The exhibition 'Invisible Fields' at Arts Santa Mònica in Barcelona shows 'Ground Station', a work produced by LABoral

The installation is part of the ‘Orbitando Satélites’ [Orbiting Satellites] exhibition which has been on view at the Centre of Art and Industrial Creation since 3rd October

Published: Oct 18, 2011
The exhibition 'Invisible Fields' at Arts Santa Mònica in Barcelona shows 'Ground Station', a work produced by LABoral

The invitation of the Exhibition that takes place at the Arts Santa Monica, Barcelona

Ground Station, a work produced by Plataforma Cero, the Centre for Research, Production and Resources at LABoral, is being shown in the Campos invisibles [Invisible Fields] exhibition, which from last Friday 14th October until 4th March 2012 can be visited at the Arts Santa Mònica centre in Barcelona.

Curated by José Luis de Vicente and Honor Harger (Lighthouse, United Kingdom), Invisible Fields explores how the study of radio waves has changed our understanding of the world and the cosmos, aiming to shine a light on this enigmatic landscape by an interdisciplinary approach combining social-cultural analysis, scientific communication and artistic practice. To achieve this it includes works by Trevor Paglen, Rafael Lozano-Hemmer, Thomas Ashcraft, Timo Arnall, Anthony DeVincenzi, Joyce Hinterding, Semiconductor, Job Ramos, Clara Boj and Diego Díaz, Matthew Biederman, Rasa Smite & Raitis Smits (RIXC), Irdial Records, Guifi.net, Plataforma Cero LABoral and Luthiers Drapaires.

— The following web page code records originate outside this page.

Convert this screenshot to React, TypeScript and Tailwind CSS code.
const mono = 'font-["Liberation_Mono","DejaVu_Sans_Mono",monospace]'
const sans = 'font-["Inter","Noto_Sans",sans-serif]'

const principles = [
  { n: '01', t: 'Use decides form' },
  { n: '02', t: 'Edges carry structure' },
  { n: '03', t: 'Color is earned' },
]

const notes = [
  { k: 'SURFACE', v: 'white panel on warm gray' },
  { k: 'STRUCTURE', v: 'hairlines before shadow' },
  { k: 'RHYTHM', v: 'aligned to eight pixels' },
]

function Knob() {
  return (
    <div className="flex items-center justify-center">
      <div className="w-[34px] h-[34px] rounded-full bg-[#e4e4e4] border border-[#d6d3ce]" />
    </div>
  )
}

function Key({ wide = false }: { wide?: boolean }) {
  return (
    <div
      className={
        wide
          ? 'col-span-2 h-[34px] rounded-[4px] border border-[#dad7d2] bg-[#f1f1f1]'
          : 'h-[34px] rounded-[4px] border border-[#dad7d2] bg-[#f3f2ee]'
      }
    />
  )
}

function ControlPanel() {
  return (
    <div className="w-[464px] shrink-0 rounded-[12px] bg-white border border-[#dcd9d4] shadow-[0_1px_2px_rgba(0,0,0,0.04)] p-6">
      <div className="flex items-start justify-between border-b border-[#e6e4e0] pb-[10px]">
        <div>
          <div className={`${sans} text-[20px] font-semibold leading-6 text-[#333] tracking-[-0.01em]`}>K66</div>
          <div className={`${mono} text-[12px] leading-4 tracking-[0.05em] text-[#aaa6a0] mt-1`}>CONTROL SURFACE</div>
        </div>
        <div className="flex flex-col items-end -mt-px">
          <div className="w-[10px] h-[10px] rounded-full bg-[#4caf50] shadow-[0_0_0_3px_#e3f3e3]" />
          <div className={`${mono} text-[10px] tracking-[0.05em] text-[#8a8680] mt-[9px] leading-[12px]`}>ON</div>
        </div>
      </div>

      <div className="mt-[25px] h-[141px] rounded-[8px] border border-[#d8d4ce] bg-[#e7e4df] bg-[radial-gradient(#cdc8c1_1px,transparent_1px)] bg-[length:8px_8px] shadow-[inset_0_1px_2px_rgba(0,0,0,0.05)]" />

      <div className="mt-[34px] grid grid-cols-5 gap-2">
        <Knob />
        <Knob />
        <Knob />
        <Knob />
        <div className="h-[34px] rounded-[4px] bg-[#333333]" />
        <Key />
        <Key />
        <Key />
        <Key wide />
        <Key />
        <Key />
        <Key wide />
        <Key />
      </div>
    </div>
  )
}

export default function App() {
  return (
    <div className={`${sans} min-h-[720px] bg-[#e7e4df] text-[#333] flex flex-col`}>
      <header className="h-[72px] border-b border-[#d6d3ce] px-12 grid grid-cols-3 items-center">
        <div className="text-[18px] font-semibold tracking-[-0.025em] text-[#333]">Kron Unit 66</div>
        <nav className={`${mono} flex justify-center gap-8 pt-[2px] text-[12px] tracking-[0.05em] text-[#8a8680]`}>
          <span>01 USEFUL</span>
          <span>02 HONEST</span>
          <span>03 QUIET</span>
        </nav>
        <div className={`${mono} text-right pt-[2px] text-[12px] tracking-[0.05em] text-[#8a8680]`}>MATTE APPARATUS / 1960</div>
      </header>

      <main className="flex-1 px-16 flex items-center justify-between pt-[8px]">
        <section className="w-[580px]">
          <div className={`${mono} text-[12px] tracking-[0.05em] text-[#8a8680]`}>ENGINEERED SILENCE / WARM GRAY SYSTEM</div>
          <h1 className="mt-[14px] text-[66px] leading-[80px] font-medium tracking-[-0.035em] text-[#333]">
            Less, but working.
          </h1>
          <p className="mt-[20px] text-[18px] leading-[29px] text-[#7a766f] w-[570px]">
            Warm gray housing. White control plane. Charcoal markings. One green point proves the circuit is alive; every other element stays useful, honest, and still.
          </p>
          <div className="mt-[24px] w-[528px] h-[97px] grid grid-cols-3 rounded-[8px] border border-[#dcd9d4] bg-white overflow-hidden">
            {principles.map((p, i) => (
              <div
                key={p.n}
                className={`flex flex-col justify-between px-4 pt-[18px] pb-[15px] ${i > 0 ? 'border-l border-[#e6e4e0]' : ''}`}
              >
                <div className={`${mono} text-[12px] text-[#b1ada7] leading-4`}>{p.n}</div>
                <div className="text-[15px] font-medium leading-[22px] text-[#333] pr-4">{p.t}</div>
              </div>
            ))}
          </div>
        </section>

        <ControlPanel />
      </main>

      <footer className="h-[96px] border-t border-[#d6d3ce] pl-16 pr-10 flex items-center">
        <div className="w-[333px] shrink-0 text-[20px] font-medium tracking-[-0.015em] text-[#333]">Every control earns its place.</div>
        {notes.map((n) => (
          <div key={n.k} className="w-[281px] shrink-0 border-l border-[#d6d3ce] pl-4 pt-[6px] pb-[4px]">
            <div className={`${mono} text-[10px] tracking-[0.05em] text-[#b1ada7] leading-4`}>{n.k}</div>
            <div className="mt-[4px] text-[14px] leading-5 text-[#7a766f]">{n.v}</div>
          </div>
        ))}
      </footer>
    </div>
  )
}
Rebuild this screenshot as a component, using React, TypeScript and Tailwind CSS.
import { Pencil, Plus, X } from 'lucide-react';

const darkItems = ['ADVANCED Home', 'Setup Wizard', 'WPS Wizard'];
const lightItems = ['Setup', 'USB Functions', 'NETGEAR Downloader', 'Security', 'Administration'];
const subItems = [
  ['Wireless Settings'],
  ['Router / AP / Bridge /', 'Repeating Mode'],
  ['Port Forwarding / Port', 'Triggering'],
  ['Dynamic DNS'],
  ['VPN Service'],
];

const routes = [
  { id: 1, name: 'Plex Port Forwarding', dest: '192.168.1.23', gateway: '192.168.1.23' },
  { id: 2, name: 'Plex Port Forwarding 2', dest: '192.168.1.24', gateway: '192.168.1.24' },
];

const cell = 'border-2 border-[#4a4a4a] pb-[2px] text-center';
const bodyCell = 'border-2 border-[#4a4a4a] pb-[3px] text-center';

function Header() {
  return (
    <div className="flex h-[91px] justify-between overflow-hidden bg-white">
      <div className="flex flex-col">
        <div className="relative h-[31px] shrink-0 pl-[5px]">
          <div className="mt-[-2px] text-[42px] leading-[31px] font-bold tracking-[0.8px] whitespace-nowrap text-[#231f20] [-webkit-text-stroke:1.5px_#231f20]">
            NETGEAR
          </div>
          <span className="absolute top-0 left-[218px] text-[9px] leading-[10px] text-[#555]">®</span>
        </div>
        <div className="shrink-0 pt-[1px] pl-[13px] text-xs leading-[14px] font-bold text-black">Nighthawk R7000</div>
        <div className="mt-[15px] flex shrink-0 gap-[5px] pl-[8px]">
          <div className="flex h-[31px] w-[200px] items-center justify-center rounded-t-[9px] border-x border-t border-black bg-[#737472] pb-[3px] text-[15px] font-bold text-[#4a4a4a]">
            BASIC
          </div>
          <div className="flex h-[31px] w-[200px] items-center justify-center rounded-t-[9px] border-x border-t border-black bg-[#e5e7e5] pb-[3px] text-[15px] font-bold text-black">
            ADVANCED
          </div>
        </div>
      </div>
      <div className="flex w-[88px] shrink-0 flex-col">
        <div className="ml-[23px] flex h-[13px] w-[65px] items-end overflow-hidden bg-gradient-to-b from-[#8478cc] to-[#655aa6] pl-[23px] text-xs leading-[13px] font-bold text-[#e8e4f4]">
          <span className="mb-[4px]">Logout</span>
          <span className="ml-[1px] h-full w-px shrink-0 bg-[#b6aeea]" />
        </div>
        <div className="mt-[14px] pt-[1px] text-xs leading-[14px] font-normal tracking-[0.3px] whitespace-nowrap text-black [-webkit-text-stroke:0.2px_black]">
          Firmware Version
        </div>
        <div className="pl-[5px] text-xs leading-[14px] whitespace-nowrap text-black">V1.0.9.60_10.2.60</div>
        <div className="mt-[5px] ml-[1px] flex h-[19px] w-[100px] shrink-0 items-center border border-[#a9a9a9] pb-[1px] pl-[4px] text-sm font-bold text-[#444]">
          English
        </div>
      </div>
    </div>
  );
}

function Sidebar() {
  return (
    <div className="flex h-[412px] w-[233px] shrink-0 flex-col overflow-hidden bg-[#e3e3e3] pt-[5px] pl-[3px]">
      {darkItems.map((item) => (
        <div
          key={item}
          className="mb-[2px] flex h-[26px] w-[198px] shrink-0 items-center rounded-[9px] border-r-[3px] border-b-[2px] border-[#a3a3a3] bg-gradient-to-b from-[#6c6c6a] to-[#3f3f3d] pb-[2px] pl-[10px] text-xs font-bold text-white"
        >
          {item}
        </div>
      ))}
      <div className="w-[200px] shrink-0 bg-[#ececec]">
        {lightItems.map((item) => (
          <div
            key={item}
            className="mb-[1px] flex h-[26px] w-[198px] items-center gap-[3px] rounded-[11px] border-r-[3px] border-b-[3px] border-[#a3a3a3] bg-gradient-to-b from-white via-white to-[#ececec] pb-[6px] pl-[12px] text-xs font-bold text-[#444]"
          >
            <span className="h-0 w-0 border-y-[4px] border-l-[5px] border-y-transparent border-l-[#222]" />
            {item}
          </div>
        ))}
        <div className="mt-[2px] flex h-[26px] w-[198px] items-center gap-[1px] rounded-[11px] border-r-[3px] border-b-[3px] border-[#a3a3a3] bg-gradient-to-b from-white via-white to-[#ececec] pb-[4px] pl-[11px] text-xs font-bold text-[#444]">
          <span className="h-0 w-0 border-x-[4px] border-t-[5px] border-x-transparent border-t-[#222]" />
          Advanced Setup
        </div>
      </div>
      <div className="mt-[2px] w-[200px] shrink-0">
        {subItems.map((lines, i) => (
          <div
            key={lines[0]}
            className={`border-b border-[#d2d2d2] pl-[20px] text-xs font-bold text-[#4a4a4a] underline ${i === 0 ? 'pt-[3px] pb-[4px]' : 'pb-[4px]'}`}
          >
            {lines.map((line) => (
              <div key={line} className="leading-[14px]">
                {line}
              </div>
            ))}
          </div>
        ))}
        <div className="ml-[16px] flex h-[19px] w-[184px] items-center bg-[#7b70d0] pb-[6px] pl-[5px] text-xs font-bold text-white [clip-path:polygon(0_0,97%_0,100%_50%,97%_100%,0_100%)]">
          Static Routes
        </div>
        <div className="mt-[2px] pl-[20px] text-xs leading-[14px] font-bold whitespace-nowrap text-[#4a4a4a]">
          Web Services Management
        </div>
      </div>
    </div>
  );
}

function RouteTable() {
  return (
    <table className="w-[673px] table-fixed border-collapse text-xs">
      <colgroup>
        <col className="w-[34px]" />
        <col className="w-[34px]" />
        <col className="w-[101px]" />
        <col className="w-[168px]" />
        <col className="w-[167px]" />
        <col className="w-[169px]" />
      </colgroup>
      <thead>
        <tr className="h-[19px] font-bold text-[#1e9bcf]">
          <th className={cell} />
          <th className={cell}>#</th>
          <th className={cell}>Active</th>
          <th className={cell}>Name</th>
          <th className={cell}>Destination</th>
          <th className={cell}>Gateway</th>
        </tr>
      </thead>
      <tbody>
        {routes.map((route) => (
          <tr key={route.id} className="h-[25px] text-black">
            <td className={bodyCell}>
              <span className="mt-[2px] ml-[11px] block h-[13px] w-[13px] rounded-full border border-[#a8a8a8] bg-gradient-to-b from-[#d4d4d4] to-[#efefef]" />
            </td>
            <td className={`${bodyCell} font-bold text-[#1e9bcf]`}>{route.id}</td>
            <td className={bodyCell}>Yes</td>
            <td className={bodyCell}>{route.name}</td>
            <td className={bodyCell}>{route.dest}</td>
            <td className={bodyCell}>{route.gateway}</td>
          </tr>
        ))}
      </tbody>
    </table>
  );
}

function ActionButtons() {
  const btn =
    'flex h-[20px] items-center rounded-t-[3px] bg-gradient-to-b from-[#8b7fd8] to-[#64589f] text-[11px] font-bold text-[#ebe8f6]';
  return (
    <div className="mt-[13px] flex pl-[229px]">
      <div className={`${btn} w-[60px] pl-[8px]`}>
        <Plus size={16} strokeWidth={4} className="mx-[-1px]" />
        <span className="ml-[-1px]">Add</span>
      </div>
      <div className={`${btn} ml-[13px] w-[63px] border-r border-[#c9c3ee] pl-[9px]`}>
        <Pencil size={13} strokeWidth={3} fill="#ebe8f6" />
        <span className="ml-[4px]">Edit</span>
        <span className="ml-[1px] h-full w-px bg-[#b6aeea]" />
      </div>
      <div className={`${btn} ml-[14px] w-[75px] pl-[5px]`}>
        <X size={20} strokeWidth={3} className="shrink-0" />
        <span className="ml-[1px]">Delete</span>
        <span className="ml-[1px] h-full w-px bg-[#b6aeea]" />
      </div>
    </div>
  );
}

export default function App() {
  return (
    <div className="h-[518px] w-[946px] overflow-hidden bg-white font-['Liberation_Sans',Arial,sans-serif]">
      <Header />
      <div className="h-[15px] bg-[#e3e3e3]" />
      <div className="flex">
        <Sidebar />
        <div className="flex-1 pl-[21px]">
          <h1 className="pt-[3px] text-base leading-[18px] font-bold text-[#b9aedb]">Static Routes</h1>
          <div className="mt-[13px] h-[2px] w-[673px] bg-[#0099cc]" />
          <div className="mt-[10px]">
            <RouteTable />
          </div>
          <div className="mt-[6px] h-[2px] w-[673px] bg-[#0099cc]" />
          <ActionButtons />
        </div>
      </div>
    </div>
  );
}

The Ground Station installation is an adaptation of the traditional Situation Room, full of screens where rocket launching or space station monitoring is directed. It acts as an observation centre composed of three elements and makes it possible to listen and track amateur radio and meteorological satellites, as well as navigate in the radio spectrum. All the listening and tracking tools have been built using free software, essentially GNU radio (programmed by Eric Blossom and his team) and Gpredict (programmed by Alexandru Csete a.k.a 0Z9AEC based on the work by John Magliacane). The monitoring stations are supported by a map in real time marking the position of all the satellites in orbit around earth, which has been developed by Makoto Kamada.

Also, Ground Station serves as a basic tool for a series of workshops that Arts Santa Mònica is organising to coincide with Invisible Fields, and which will be led by the team at Plataforma Cero. In this case, David Pello will give two of them, based on an introduction to the world of satellites and its technology. Under the title Historias de satellites [Satellite Stories], Pedro Soler, co-ordinator of Plataforma Cero, and Joanna Griffin, an artist working principally with satellites and space, will explore the imaginary of satellites, their names, their stories and the “transforming satellite”. Finally, Alejandro Duque, researcher and activist, will show in Rarae aves a vision of satellites which is at once critical and practical of satellites: how to search for them, hack them and decode their hidden intentions.